-- Begin MATERIAL --

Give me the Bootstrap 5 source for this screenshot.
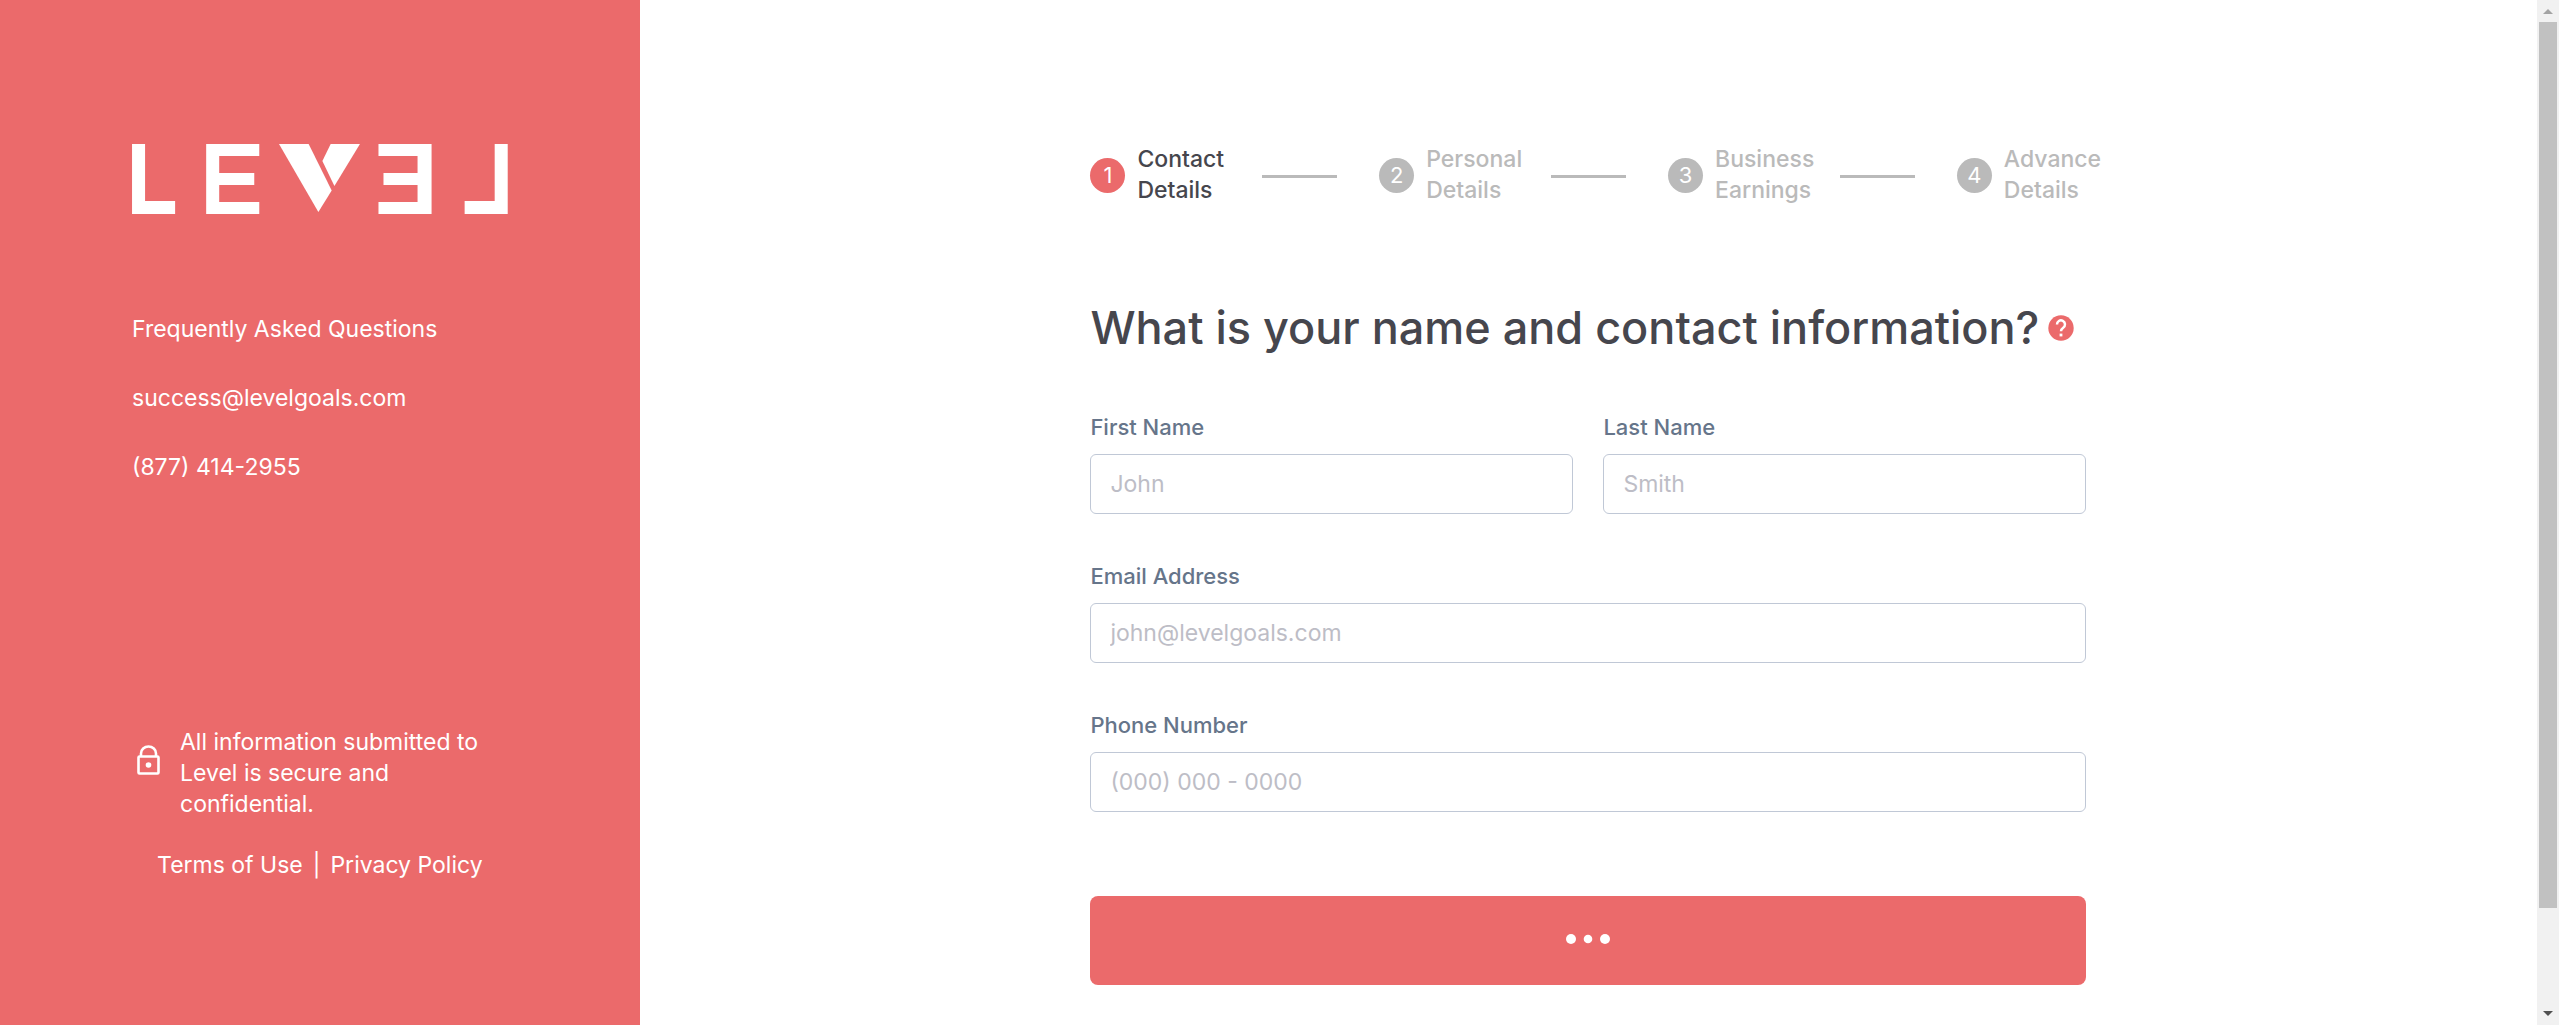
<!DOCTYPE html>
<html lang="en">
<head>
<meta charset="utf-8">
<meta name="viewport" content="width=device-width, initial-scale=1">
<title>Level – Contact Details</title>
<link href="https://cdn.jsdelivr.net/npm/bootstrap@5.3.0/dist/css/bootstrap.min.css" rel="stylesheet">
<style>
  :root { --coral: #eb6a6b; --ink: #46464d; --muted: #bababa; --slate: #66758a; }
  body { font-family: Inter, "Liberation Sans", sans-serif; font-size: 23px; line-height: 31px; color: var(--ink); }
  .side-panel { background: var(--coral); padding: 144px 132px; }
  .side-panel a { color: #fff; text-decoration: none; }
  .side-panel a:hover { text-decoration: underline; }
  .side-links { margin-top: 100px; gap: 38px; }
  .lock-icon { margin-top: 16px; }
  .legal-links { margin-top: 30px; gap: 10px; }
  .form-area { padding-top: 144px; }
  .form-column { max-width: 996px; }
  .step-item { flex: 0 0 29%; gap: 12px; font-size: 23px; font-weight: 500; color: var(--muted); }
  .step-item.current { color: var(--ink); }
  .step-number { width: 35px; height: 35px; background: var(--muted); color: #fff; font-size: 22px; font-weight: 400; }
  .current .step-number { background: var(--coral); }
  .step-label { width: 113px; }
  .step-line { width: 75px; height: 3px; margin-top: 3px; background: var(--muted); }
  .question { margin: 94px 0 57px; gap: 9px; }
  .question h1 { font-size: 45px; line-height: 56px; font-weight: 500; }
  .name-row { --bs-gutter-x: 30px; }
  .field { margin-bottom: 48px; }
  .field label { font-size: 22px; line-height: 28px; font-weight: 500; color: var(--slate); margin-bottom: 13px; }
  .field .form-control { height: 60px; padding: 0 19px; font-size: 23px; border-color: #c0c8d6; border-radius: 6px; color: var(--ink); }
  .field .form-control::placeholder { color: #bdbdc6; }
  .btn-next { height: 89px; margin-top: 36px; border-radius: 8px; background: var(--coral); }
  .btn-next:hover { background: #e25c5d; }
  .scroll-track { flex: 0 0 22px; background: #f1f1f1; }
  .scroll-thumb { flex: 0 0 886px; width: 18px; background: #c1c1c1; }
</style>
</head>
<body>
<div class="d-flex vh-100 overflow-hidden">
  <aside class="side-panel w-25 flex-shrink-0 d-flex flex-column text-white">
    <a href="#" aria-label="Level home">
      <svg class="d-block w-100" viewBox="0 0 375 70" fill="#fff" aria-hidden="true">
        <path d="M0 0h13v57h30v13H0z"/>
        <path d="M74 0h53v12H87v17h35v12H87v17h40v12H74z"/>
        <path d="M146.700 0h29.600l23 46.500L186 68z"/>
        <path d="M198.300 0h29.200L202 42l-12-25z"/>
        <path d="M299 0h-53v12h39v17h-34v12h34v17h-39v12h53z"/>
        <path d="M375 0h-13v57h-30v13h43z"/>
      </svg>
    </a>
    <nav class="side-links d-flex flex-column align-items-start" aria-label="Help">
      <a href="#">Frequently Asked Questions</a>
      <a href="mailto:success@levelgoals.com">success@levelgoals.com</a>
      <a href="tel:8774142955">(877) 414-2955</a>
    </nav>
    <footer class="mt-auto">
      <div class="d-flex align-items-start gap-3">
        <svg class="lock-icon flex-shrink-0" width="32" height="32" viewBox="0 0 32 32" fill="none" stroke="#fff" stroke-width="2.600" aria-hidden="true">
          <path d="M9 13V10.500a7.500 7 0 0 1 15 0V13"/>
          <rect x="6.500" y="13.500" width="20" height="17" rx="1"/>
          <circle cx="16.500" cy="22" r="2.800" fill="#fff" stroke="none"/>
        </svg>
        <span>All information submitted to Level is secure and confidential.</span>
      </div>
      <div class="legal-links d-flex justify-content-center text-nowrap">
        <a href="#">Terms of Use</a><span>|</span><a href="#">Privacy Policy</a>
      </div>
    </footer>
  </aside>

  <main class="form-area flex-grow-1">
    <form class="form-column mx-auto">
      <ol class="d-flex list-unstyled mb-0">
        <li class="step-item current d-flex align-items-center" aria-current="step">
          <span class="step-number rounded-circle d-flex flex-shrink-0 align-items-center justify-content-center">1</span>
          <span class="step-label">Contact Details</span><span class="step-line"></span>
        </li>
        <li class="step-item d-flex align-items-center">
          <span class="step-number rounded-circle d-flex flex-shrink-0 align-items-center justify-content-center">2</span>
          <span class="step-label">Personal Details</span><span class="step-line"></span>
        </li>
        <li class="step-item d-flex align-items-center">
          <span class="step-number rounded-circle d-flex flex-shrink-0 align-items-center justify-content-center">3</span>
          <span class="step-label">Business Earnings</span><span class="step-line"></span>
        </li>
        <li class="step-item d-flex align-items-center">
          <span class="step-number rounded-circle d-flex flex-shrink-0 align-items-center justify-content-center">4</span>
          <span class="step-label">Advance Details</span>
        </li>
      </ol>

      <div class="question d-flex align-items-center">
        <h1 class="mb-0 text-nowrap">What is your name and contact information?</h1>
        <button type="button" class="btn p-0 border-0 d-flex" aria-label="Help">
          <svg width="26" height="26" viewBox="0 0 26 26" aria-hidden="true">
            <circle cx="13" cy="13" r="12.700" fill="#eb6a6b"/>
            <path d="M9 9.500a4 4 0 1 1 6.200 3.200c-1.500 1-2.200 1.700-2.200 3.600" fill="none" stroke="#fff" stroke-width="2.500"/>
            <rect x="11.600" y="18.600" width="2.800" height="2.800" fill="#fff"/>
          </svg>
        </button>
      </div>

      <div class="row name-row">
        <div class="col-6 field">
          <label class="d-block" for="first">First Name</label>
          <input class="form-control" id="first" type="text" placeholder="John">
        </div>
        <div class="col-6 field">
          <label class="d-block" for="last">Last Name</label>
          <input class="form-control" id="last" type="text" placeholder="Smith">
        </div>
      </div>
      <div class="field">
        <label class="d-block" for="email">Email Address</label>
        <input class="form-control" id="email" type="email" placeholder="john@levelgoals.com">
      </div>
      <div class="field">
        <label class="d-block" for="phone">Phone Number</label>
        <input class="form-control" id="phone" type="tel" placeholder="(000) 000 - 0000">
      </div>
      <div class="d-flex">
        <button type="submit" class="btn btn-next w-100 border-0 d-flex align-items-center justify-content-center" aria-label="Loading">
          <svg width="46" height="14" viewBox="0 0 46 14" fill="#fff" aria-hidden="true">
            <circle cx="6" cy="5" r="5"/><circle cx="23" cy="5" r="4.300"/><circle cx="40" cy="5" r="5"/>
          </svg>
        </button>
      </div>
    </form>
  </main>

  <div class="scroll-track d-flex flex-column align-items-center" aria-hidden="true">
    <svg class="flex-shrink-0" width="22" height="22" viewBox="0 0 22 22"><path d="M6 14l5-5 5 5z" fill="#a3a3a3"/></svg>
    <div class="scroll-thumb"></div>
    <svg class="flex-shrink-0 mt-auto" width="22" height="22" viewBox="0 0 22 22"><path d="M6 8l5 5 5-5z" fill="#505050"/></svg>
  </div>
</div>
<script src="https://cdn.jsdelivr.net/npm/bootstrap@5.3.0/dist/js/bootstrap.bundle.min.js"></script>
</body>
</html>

-- End MATERIAL --

**STATED EXERCISE:**
Return the listing above word for word, with the pictures removed.

**ANSWER FOR THE TASK:**
Give me the Bootstrap 5 source for this screenshot.
<!DOCTYPE html>
<html lang="en">
<head>
<meta charset="utf-8">
<meta name="viewport" content="width=device-width, initial-scale=1">
<title>Level – Contact Details</title>
<link href="https://cdn.jsdelivr.net/npm/bootstrap@5.3.0/dist/css/bootstrap.min.css" rel="stylesheet">
<style>
  :root { --coral: #eb6a6b; --ink: #46464d; --muted: #bababa; --slate: #66758a; }
  body { font-family: Inter, "Liberation Sans", sans-serif; font-size: 23px; line-height: 31px; color: var(--ink); }
  .side-panel { background: var(--coral); padding: 144px 132px; }
  .side-panel a { color: #fff; text-decoration: none; }
  .side-panel a:hover { text-decoration: underline; }
  .side-links { margin-top: 100px; gap: 38px; }
  .lock-icon { margin-top: 16px; }
  .legal-links { margin-top: 30px; gap: 10px; }
  .form-area { padding-top: 144px; }
  .form-column { max-width: 996px; }
  .step-item { flex: 0 0 29%; gap: 12px; font-size: 23px; font-weight: 500; color: var(--muted); }
  .step-item.current { color: var(--ink); }
  .step-number { width: 35px; height: 35px; background: var(--muted); color: #fff; font-size: 22px; font-weight: 400; }
  .current .step-number { background: var(--coral); }
  .step-label { width: 113px; }
  .step-line { width: 75px; height: 3px; margin-top: 3px; background: var(--muted); }
  .question { margin: 94px 0 57px; gap: 9px; }
  .question h1 { font-size: 45px; line-height: 56px; font-weight: 500; }
  .name-row { --bs-gutter-x: 30px; }
  .field { margin-bottom: 48px; }
  .field label { font-size: 22px; line-height: 28px; font-weight: 500; color: var(--slate); margin-bottom: 13px; }
  .field .form-control { height: 60px; padding: 0 19px; font-size: 23px; border-color: #c0c8d6; border-radius: 6px; color: var(--ink); }
  .field .form-control::placeholder { color: #bdbdc6; }
  .btn-next { height: 89px; margin-top: 36px; border-radius: 8px; background: var(--coral); }
  .btn-next:hover { background: #e25c5d; }
  .scroll-track { flex: 0 0 22px; background: #f1f1f1; }
  .scroll-thumb { flex: 0 0 886px; width: 18px; background: #c1c1c1; }
</style>
</head>
<body>
<div class="d-flex vh-100 overflow-hidden">
  <aside class="side-panel w-25 flex-shrink-0 d-flex flex-column text-white">
    <a href="#" aria-label="Level home">
      <svg class="d-block w-100" viewBox="0 0 375 70" fill="#fff" aria-hidden="true">
        <path d="M0 0h13v57h30v13H0z"/>
        <path d="M74 0h53v12H87v17h35v12H87v17h40v12H74z"/>
        <path d="M146.700 0h29.600l23 46.500L186 68z"/>
        <path d="M198.300 0h29.200L202 42l-12-25z"/>
        <path d="M299 0h-53v12h39v17h-34v12h34v17h-39v12h53z"/>
        <path d="M375 0h-13v57h-30v13h43z"/>
      </svg>
    </a>
    <nav class="side-links d-flex flex-column align-items-start" aria-label="Help">
      <a href="#">Frequently Asked Questions</a>
      <a href="mailto:success@levelgoals.com">success@levelgoals.com</a>
      <a href="tel:8774142955">(877) 414-2955</a>
    </nav>
    <footer class="mt-auto">
      <div class="d-flex align-items-start gap-3">
        <svg class="lock-icon flex-shrink-0" width="32" height="32" viewBox="0 0 32 32" fill="none" stroke="#fff" stroke-width="2.600" aria-hidden="true">
          <path d="M9 13V10.500a7.500 7 0 0 1 15 0V13"/>
          <rect x="6.500" y="13.500" width="20" height="17" rx="1"/>
          <circle cx="16.500" cy="22" r="2.800" fill="#fff" stroke="none"/>
        </svg>
        <span>All information submitted to Level is secure and confidential.</span>
      </div>
      <div class="legal-links d-flex justify-content-center text-nowrap">
        <a href="#">Terms of Use</a><span>|</span><a href="#">Privacy Policy</a>
      </div>
    </footer>
  </aside>

  <main class="form-area flex-grow-1">
    <form class="form-column mx-auto">
      <ol class="d-flex list-unstyled mb-0">
        <li class="step-item current d-flex align-items-center" aria-current="step">
          <span class="step-number rounded-circle d-flex flex-shrink-0 align-items-center justify-content-center">1</span>
          <span class="step-label">Contact Details</span><span class="step-line"></span>
        </li>
        <li class="step-item d-flex align-items-center">
          <span class="step-number rounded-circle d-flex flex-shrink-0 align-items-center justify-content-center">2</span>
          <span class="step-label">Personal Details</span><span class="step-line"></span>
        </li>
        <li class="step-item d-flex align-items-center">
          <span class="step-number rounded-circle d-flex flex-shrink-0 align-items-center justify-content-center">3</span>
          <span class="step-label">Business Earnings</span><span class="step-line"></span>
        </li>
        <li class="step-item d-flex align-items-center">
          <span class="step-number rounded-circle d-flex flex-shrink-0 align-items-center justify-content-center">4</span>
          <span class="step-label">Advance Details</span>
        </li>
      </ol>

      <div class="question d-flex align-items-center">
        <h1 class="mb-0 text-nowrap">What is your name and contact information?</h1>
        <button type="button" class="btn p-0 border-0 d-flex" aria-label="Help">
          <svg width="26" height="26" viewBox="0 0 26 26" aria-hidden="true">
            <circle cx="13" cy="13" r="12.700" fill="#eb6a6b"/>
            <path d="M9 9.500a4 4 0 1 1 6.200 3.200c-1.500 1-2.200 1.700-2.200 3.600" fill="none" stroke="#fff" stroke-width="2.500"/>
            <rect x="11.600" y="18.600" width="2.800" height="2.800" fill="#fff"/>
          </svg>
        </button>
      </div>

      <div class="row name-row">
        <div class="col-6 field">
          <label class="d-block" for="first">First Name</label>
          <input class="form-control" id="first" type="text" placeholder="John">
        </div>
        <div class="col-6 field">
          <label class="d-block" for="last">Last Name</label>
          <input class="form-control" id="last" type="text" placeholder="Smith">
        </div>
      </div>
      <div class="field">
        <label class="d-block" for="email">Email Address</label>
        <input class="form-control" id="email" type="email" placeholder="john@levelgoals.com">
      </div>
      <div class="field">
        <label class="d-block" for="phone">Phone Number</label>
        <input class="form-control" id="phone" type="tel" placeholder="(000) 000 - 0000">
      </div>
      <div class="d-flex">
        <button type="submit" class="btn btn-next w-100 border-0 d-flex align-items-center justify-content-center" aria-label="Loading">
          <svg width="46" height="14" viewBox="0 0 46 14" fill="#fff" aria-hidden="true">
            <circle cx="6" cy="5" r="5"/><circle cx="23" cy="5" r="4.300"/><circle cx="40" cy="5" r="5"/>
          </svg>
        </button>
      </div>
    </form>
  </main>

  <div class="scroll-track d-flex flex-column align-items-center" aria-hidden="true">
    <svg class="flex-shrink-0" width="22" height="22" viewBox="0 0 22 22"><path d="M6 14l5-5 5 5z" fill="#a3a3a3"/></svg>
    <div class="scroll-thumb"></div>
    <svg class="flex-shrink-0 mt-auto" width="22" height="22" viewBox="0 0 22 22"><path d="M6 8l5 5 5-5z" fill="#505050"/></svg>
  </div>
</div>
<script src="https://cdn.jsdelivr.net/npm/bootstrap@5.3.0/dist/js/bootstrap.bundle.min.js"></script>
</body>
</html>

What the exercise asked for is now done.